Problem to solve.
All of the data should be output character for character, except the pictures.
- - -
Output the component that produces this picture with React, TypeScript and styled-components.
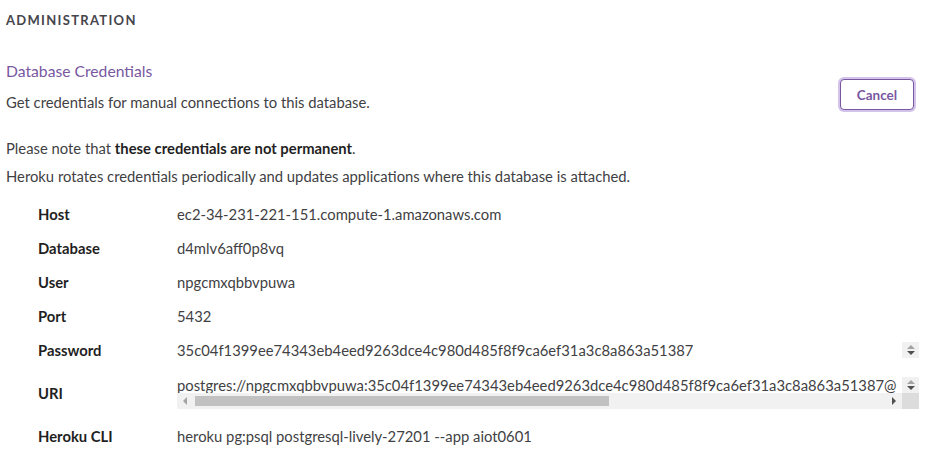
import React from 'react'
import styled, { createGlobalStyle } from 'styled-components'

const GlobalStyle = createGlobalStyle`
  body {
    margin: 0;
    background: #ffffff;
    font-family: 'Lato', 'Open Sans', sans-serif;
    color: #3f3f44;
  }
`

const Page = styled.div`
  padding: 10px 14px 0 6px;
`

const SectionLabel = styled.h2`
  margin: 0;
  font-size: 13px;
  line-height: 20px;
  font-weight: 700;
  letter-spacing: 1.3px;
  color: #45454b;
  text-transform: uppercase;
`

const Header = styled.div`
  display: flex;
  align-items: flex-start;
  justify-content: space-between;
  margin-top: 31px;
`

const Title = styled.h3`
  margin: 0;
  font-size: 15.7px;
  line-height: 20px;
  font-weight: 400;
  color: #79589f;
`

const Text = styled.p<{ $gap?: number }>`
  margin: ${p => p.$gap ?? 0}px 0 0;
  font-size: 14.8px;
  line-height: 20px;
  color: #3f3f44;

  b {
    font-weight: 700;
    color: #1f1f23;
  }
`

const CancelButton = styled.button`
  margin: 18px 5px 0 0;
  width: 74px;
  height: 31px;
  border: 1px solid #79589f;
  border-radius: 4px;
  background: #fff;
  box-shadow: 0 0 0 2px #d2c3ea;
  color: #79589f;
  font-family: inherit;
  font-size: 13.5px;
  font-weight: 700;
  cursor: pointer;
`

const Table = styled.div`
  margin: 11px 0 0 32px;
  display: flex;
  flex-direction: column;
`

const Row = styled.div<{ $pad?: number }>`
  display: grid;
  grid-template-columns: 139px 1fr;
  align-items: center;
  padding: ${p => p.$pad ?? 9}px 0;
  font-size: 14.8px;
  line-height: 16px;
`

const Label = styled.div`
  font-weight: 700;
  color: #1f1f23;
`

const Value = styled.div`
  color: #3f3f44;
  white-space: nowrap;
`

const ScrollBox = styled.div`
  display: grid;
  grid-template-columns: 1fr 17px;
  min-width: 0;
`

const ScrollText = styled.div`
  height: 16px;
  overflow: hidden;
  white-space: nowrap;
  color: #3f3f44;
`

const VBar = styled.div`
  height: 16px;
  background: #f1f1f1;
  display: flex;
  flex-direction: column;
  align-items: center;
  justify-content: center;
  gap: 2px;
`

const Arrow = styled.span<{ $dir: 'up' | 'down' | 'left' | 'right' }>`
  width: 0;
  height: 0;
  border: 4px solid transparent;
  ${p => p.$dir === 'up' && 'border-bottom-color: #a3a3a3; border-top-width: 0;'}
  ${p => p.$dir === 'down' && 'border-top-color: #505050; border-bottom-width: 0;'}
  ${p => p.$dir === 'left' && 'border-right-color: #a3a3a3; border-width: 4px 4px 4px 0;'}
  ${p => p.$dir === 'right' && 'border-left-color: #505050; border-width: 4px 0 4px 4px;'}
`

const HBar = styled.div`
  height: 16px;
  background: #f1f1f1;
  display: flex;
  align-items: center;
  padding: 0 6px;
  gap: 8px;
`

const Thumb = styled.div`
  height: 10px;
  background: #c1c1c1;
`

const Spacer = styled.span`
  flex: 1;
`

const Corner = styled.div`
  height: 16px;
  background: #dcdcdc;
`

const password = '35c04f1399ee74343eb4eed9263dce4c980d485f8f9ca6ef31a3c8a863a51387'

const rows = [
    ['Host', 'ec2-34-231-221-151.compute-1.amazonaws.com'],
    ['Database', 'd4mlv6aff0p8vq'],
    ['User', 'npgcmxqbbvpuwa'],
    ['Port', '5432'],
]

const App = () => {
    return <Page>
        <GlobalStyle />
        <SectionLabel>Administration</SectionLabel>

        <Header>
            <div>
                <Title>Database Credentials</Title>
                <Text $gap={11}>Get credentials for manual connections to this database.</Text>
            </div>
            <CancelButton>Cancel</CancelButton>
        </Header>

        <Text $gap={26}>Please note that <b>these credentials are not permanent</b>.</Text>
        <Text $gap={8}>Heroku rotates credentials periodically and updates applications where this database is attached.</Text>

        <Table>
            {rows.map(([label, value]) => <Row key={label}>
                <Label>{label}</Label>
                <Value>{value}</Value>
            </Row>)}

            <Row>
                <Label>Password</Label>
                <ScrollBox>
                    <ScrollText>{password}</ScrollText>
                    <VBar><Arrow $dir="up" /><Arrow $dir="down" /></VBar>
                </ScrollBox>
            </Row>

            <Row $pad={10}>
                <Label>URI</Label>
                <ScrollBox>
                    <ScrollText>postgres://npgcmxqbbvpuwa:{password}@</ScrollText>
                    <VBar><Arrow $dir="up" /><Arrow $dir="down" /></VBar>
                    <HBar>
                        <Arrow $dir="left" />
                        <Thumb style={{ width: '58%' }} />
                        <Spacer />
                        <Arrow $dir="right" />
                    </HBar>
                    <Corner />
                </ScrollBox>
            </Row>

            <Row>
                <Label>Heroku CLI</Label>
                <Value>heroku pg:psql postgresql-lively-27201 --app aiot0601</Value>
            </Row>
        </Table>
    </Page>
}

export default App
- - -
Right answer.
Output the component that produces this picture with React, TypeScript and styled-components.
import React from 'react'
import styled, { createGlobalStyle } from 'styled-components'

const GlobalStyle = createGlobalStyle`
  body {
    margin: 0;
    background: #ffffff;
    font-family: 'Lato', 'Open Sans', sans-serif;
    color: #3f3f44;
  }
`

const Page = styled.div`
  padding: 10px 14px 0 6px;
`

const SectionLabel = styled.h2`
  margin: 0;
  font-size: 13px;
  line-height: 20px;
  font-weight: 700;
  letter-spacing: 1.3px;
  color: #45454b;
  text-transform: uppercase;
`

const Header = styled.div`
  display: flex;
  align-items: flex-start;
  justify-content: space-between;
  margin-top: 31px;
`

const Title = styled.h3`
  margin: 0;
  font-size: 15.7px;
  line-height: 20px;
  font-weight: 400;
  color: #79589f;
`

const Text = styled.p<{ $gap?: number }>`
  margin: ${p => p.$gap ?? 0}px 0 0;
  font-size: 14.8px;
  line-height: 20px;
  color: #3f3f44;

  b {
    font-weight: 700;
    color: #1f1f23;
  }
`

const CancelButton = styled.button`
  margin: 18px 5px 0 0;
  width: 74px;
  height: 31px;
  border: 1px solid #79589f;
  border-radius: 4px;
  background: #fff;
  box-shadow: 0 0 0 2px #d2c3ea;
  color: #79589f;
  font-family: inherit;
  font-size: 13.5px;
  font-weight: 700;
  cursor: pointer;
`

const Table = styled.div`
  margin: 11px 0 0 32px;
  display: flex;
  flex-direction: column;
`

const Row = styled.div<{ $pad?: number }>`
  display: grid;
  grid-template-columns: 139px 1fr;
  align-items: center;
  padding: ${p => p.$pad ?? 9}px 0;
  font-size: 14.8px;
  line-height: 16px;
`

const Label = styled.div`
  font-weight: 700;
  color: #1f1f23;
`

const Value = styled.div`
  color: #3f3f44;
  white-space: nowrap;
`

const ScrollBox = styled.div`
  display: grid;
  grid-template-columns: 1fr 17px;
  min-width: 0;
`

const ScrollText = styled.div`
  height: 16px;
  overflow: hidden;
  white-space: nowrap;
  color: #3f3f44;
`

const VBar = styled.div`
  height: 16px;
  background: #f1f1f1;
  display: flex;
  flex-direction: column;
  align-items: center;
  justify-content: center;
  gap: 2px;
`

const Arrow = styled.span<{ $dir: 'up' | 'down' | 'left' | 'right' }>`
  width: 0;
  height: 0;
  border: 4px solid transparent;
  ${p => p.$dir === 'up' && 'border-bottom-color: #a3a3a3; border-top-width: 0;'}
  ${p => p.$dir === 'down' && 'border-top-color: #505050; border-bottom-width: 0;'}
  ${p => p.$dir === 'left' && 'border-right-color: #a3a3a3; border-width: 4px 4px 4px 0;'}
  ${p => p.$dir === 'right' && 'border-left-color: #505050; border-width: 4px 0 4px 4px;'}
`

const HBar = styled.div`
  height: 16px;
  background: #f1f1f1;
  display: flex;
  align-items: center;
  padding: 0 6px;
  gap: 8px;
`

const Thumb = styled.div`
  height: 10px;
  background: #c1c1c1;
`

const Spacer = styled.span`
  flex: 1;
`

const Corner = styled.div`
  height: 16px;
  background: #dcdcdc;
`

const password = '35c04f1399ee74343eb4eed9263dce4c980d485f8f9ca6ef31a3c8a863a51387'

const rows = [
    ['Host', 'ec2-34-231-221-151.compute-1.amazonaws.com'],
    ['Database', 'd4mlv6aff0p8vq'],
    ['User', 'npgcmxqbbvpuwa'],
    ['Port', '5432'],
]

const App = () => {
    return <Page>
        <GlobalStyle />
        <SectionLabel>Administration</SectionLabel>

        <Header>
            <div>
                <Title>Database Credentials</Title>
                <Text $gap={11}>Get credentials for manual connections to this database.</Text>
            </div>
            <CancelButton>Cancel</CancelButton>
        </Header>

        <Text $gap={26}>Please note that <b>these credentials are not permanent</b>.</Text>
        <Text $gap={8}>Heroku rotates credentials periodically and updates applications where this database is attached.</Text>

        <Table>
            {rows.map(([label, value]) => <Row key={label}>
                <Label>{label}</Label>
                <Value>{value}</Value>
            </Row>)}

            <Row>
                <Label>Password</Label>
                <ScrollBox>
                    <ScrollText>{password}</ScrollText>
                    <VBar><Arrow $dir="up" /><Arrow $dir="down" /></VBar>
                </ScrollBox>
            </Row>

            <Row $pad={10}>
                <Label>URI</Label>
                <ScrollBox>
                    <ScrollText>postgres://npgcmxqbbvpuwa:{password}@</ScrollText>
                    <VBar><Arrow $dir="up" /><Arrow $dir="down" /></VBar>
                    <HBar>
                        <Arrow $dir="left" />
                        <Thumb style={{ width: '58%' }} />
                        <Spacer />
                        <Arrow $dir="right" />
                    </HBar>
                    <Corner />
                </ScrollBox>
            </Row>

            <Row>
                <Label>Heroku CLI</Label>
                <Value>heroku pg:psql postgresql-lively-27201 --app aiot0601</Value>
            </Row>
        </Table>
    </Page>
}

export default App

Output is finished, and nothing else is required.